■ **Goal**
Your task is to give the listing below back word for word, pictures excluded.

■ **Data segment**
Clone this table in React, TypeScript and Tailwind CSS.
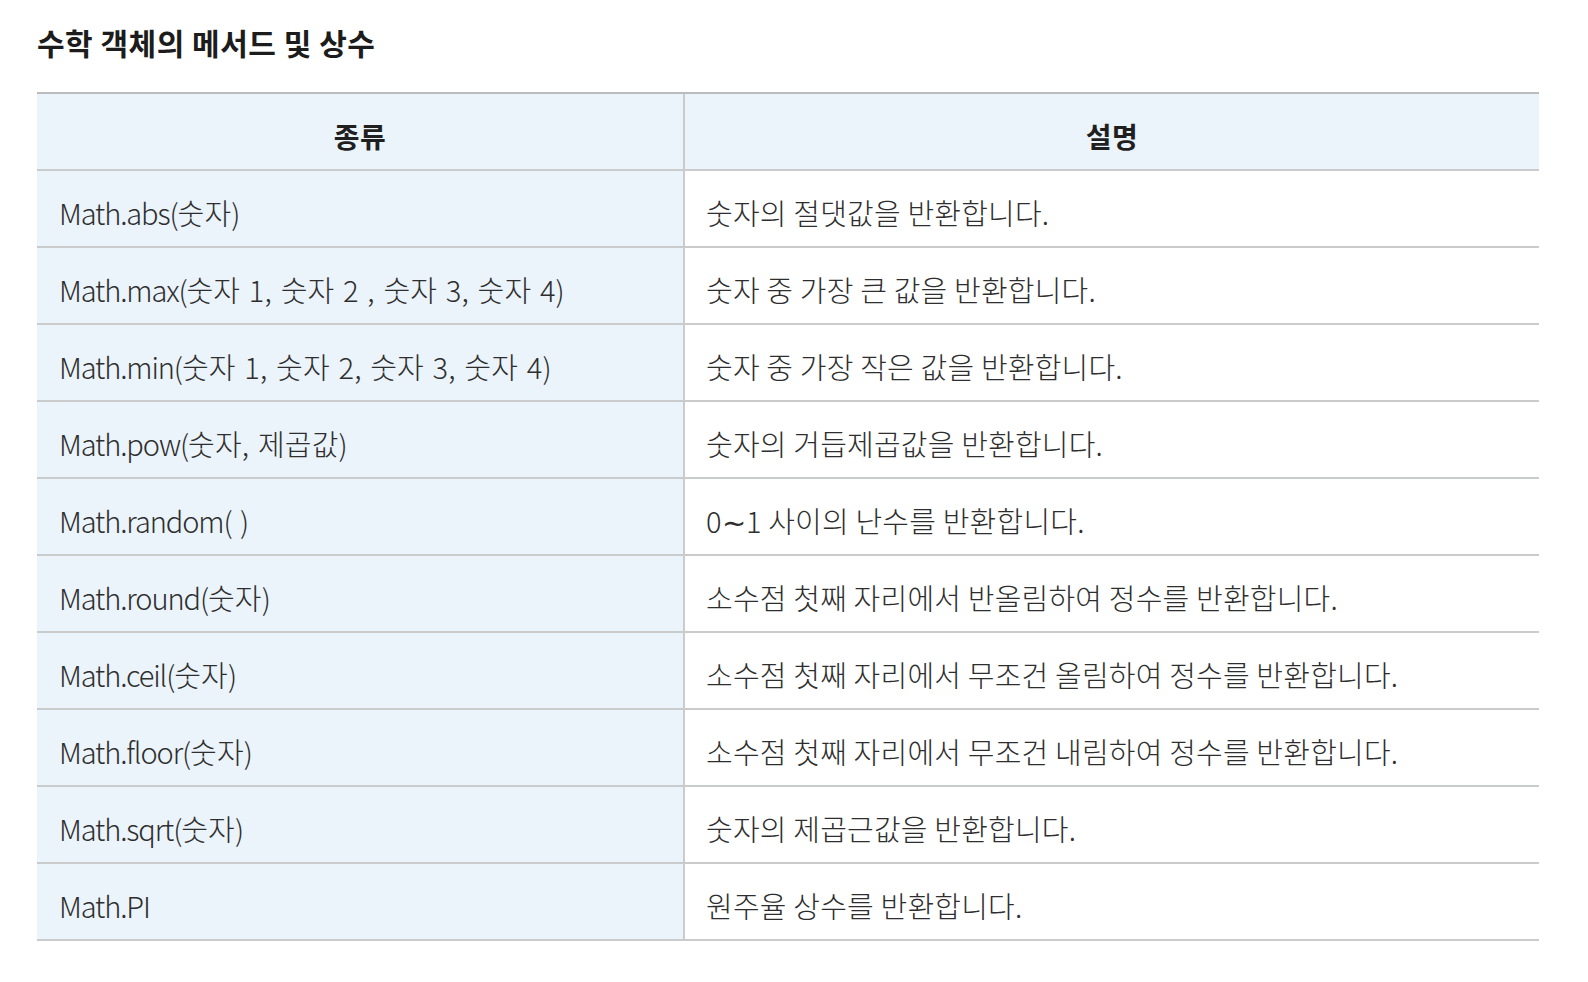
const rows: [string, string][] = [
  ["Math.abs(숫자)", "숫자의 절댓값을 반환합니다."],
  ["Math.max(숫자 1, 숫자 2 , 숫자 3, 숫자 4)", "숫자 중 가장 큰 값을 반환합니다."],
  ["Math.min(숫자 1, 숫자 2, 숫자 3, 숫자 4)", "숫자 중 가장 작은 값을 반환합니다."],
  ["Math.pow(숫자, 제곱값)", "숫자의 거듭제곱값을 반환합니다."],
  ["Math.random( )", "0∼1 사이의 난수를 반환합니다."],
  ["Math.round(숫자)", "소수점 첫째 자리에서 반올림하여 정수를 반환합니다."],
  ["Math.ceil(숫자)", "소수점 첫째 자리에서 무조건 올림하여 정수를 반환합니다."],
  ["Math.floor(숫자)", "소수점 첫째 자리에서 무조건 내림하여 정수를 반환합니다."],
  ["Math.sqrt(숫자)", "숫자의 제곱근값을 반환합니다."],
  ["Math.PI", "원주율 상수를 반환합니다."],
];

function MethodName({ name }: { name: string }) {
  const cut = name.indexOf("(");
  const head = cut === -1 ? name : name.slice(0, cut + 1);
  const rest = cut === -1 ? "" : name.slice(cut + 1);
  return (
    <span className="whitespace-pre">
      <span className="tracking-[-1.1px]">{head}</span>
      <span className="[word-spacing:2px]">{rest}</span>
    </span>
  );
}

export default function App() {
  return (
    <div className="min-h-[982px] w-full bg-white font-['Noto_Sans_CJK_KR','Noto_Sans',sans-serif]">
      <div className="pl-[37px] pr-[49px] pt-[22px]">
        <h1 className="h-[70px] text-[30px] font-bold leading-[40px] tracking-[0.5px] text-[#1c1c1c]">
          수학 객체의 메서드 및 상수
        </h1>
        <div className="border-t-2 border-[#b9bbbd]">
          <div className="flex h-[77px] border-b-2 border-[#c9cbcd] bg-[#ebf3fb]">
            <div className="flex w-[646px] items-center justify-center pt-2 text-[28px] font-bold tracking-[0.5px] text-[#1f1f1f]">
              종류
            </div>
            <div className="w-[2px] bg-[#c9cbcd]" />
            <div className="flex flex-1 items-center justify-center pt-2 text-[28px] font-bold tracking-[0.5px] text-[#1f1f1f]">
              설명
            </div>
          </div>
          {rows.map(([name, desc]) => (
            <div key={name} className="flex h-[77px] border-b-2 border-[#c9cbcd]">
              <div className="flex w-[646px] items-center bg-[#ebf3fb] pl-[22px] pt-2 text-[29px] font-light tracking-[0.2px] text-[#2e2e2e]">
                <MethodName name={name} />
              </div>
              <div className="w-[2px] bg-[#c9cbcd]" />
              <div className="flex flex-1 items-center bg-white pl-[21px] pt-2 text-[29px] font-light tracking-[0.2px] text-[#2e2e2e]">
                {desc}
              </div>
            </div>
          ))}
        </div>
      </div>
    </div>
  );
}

■ **Solution**
Clone this table in React, TypeScript and Tailwind CSS.
const rows: [string, string][] = [
  ["Math.abs(숫자)", "숫자의 절댓값을 반환합니다."],
  ["Math.max(숫자 1, 숫자 2 , 숫자 3, 숫자 4)", "숫자 중 가장 큰 값을 반환합니다."],
  ["Math.min(숫자 1, 숫자 2, 숫자 3, 숫자 4)", "숫자 중 가장 작은 값을 반환합니다."],
  ["Math.pow(숫자, 제곱값)", "숫자의 거듭제곱값을 반환합니다."],
  ["Math.random( )", "0∼1 사이의 난수를 반환합니다."],
  ["Math.round(숫자)", "소수점 첫째 자리에서 반올림하여 정수를 반환합니다."],
  ["Math.ceil(숫자)", "소수점 첫째 자리에서 무조건 올림하여 정수를 반환합니다."],
  ["Math.floor(숫자)", "소수점 첫째 자리에서 무조건 내림하여 정수를 반환합니다."],
  ["Math.sqrt(숫자)", "숫자의 제곱근값을 반환합니다."],
  ["Math.PI", "원주율 상수를 반환합니다."],
];

function MethodName({ name }: { name: string }) {
  const cut = name.indexOf("(");
  const head = cut === -1 ? name : name.slice(0, cut + 1);
  const rest = cut === -1 ? "" : name.slice(cut + 1);
  return (
    <span className="whitespace-pre">
      <span className="tracking-[-1.1px]">{head}</span>
      <span className="[word-spacing:2px]">{rest}</span>
    </span>
  );
}

export default function App() {
  return (
    <div className="min-h-[982px] w-full bg-white font-['Noto_Sans_CJK_KR','Noto_Sans',sans-serif]">
      <div className="pl-[37px] pr-[49px] pt-[22px]">
        <h1 className="h-[70px] text-[30px] font-bold leading-[40px] tracking-[0.5px] text-[#1c1c1c]">
          수학 객체의 메서드 및 상수
        </h1>
        <div className="border-t-2 border-[#b9bbbd]">
          <div className="flex h-[77px] border-b-2 border-[#c9cbcd] bg-[#ebf3fb]">
            <div className="flex w-[646px] items-center justify-center pt-2 text-[28px] font-bold tracking-[0.5px] text-[#1f1f1f]">
              종류
            </div>
            <div className="w-[2px] bg-[#c9cbcd]" />
            <div className="flex flex-1 items-center justify-center pt-2 text-[28px] font-bold tracking-[0.5px] text-[#1f1f1f]">
              설명
            </div>
          </div>
          {rows.map(([name, desc]) => (
            <div key={name} className="flex h-[77px] border-b-2 border-[#c9cbcd]">
              <div className="flex w-[646px] items-center bg-[#ebf3fb] pl-[22px] pt-2 text-[29px] font-light tracking-[0.2px] text-[#2e2e2e]">
                <MethodName name={name} />
              </div>
              <div className="w-[2px] bg-[#c9cbcd]" />
              <div className="flex flex-1 items-center bg-white pl-[21px] pt-2 text-[29px] font-light tracking-[0.2px] text-[#2e2e2e]">
                {desc}
              </div>
            </div>
          ))}
        </div>
      </div>
    </div>
  );
}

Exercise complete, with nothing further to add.